Sharlot M. Hall and Ernest and Molly Behrend with Sharlot Hall Museum buildings in background.In 1882, Sharlot Mabridth Hall (b. October 27, 1870, d. April 9, 1943) moved from Lincoln County, Kansas to Lynx Creek, Arizona, 12 miles southeast of Prescott, with her father, James Knox Hall, her mother, Adeline Susannah Hall, and her brother, Edward V. Hall (Ted). She became a poet, penning a book of poetry, Cactus and Pine, and a journalist, also serving a stint as editor of Out West Magazine. In 1909, she became the first woman to hold public office in Arizona when she was appointed Territorial Historian. After leaving office in 1912, she cared for her aging parents at their farm, Orchard Ranch, until their deaths.

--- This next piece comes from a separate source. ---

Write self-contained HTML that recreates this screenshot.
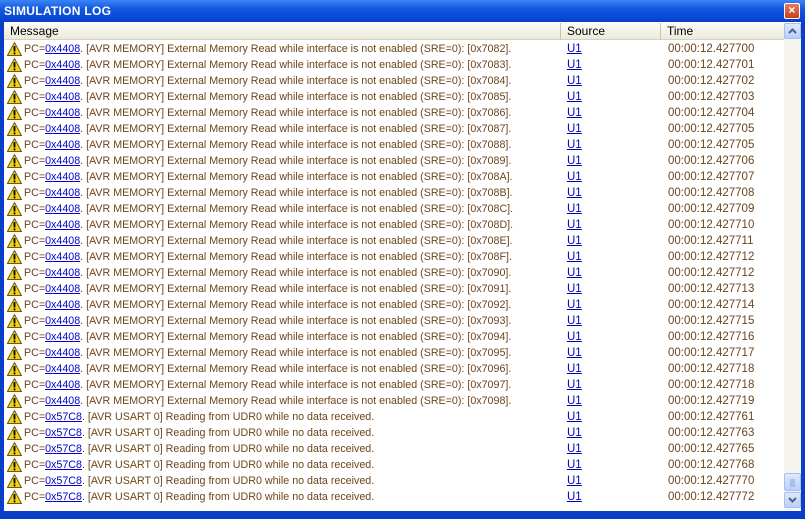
<!DOCTYPE html>
<html><head><style>
*{margin:0;padding:0;box-sizing:border-box}
body{width:805px;height:519px;overflow:hidden;background:#0a3dc8;font-family:"Liberation Sans",sans-serif;position:relative}
#title{position:absolute;left:0;top:0;width:805px;height:22px;background:linear-gradient(#3b85f5,#1358e0 40%,#0a48d6 80%,#0a3fc4);color:#fff;font-weight:bold;font-size:12px;line-height:22px;padding-left:4px;letter-spacing:0.3px}
#close{position:absolute;right:5px;top:3px;width:16px;height:16px;background:linear-gradient(#e87a5a,#c8401c);border:1px solid #fff;border-radius:2px;color:#fff;font-size:12px;line-height:13px;text-align:center;font-weight:bold}
#client{position:absolute;left:4px;top:22px;width:797px;height:489px;background:#fff}
#hdr{position:absolute;left:0;top:1px;width:780px;height:17px;background:linear-gradient(#fcfcf9,#ebeadb);border-bottom:1px solid #d6d2c2;font-size:12px;color:#000;line-height:17px}
#hdr div{position:absolute;top:0;height:17px;padding-left:6px;border-right:1px solid #c7c5b2}
.row{position:absolute;left:0;height:16px;width:780px;font-size:10.7px;line-height:16px;color:#6e4418;white-space:nowrap}
.row a{color:#0000c8;text-decoration:underline}
.ic{position:absolute;left:3px;top:1px;width:15px;height:14px}
.m{position:absolute;left:20px}
.s{position:absolute;left:563px;font-size:11.5px}
.t{position:absolute;left:664px;font-size:11.5px}
#sb{position:absolute;left:780px;top:1px;width:17px;height:487px;background:#f5f4ee}
.btn{position:absolute;left:0;width:17px;height:16px;background:linear-gradient(#dfe9fd,#b9cffa);border:1px solid #a8bff0;border-radius:2px}
</style></head><body>
<div id="title">SIMULATION LOG<div id="close">×</div></div>
<div id="client">
<div id="hdr"><div style="left:0;width:557px">Message</div><div style="left:557px;width:100px">Source</div><div style="left:657px;width:123px;border:none">Time</div></div>
<div id="rows"></div>
<div id="sb">
<div class="btn" style="top:0"><svg width="15" height="14"><path d="M4 9 L7.5 5.5 L11 9" stroke="#4d6185" stroke-width="2" fill="none"/></svg></div>
<div class="btn" style="top:450px;height:18px"><svg width="15" height="16"><path d="M5 6h5M5 8h5M5 10h5M5 12h5" stroke="#8aa4d8"/></svg></div>
<div class="btn" style="top:469px"><svg width="15" height="14"><path d="M4 5 L7.5 8.5 L11 5" stroke="#4d6185" stroke-width="2" fill="none"/></svg></div>
</div>
</div>
<script>
var h='';
var mem=['7082','7083','7084','7085','7086','7087','7088','7089','708A','708B','708C','708D','708E','708F','7090','7091','7092','7093','7094','7095','7096','7097','7098'];
var times=['427700','427701','427702','427703','427704','427705','427705','427706','427707','427708','427709','427710','427711','427712','427712','427713','427714','427715','427716','427717','427718','427718','427719','427761','427763','427765','427768','427770','427772'];
var icon='<svg class="ic" viewBox="0 0 15 14"><path d="M7.5 0.5 L14.5 13.5 L0.5 13.5 Z" fill="#f5d21a" stroke="#6b5a10" stroke-width="1"/><rect x="6.6" y="4" width="1.8" height="5.5" fill="#000"/><rect x="6.6" y="10.5" width="1.8" height="1.8" fill="#000"/></svg>';
for(var i=0;i<29;i++){
 var y=19+16*i,msg;
 if(i<23)msg='PC=<a>0x4408</a>. [AVR MEMORY] External Memory Read while interface is not enabled (SRE=0): [0x'+mem[i]+'].';
 else msg='PC=<a>0x57C8</a>. [AVR USART 0] Reading from UDR0 while no data received.';
 h+='<div class="row" style="top:'+y+'px">'+icon+'<span class="m">'+msg+'</span><span class="s"><a>U1</a></span><span class="t">00:00:12.'+times[i]+'</span></div>';
}
document.getElementById('rows').innerHTML=h;
</script>
</body></html>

She returned to public life in 1924 when she was selected as elector to carry Arizona's vote to Washington, D. C. In 1927, her long-time dream was realized when the original Territorial Governors Mansion in Prescott was leased to her for life, and she became the steward of the museum (1928) that now bears her name. During this period she also was a popular speaker before civic and professional groups throughout Arizona. She died on April 9, 1943, and her funeral was a large affair held at the museum, with the Governor giving the principal address.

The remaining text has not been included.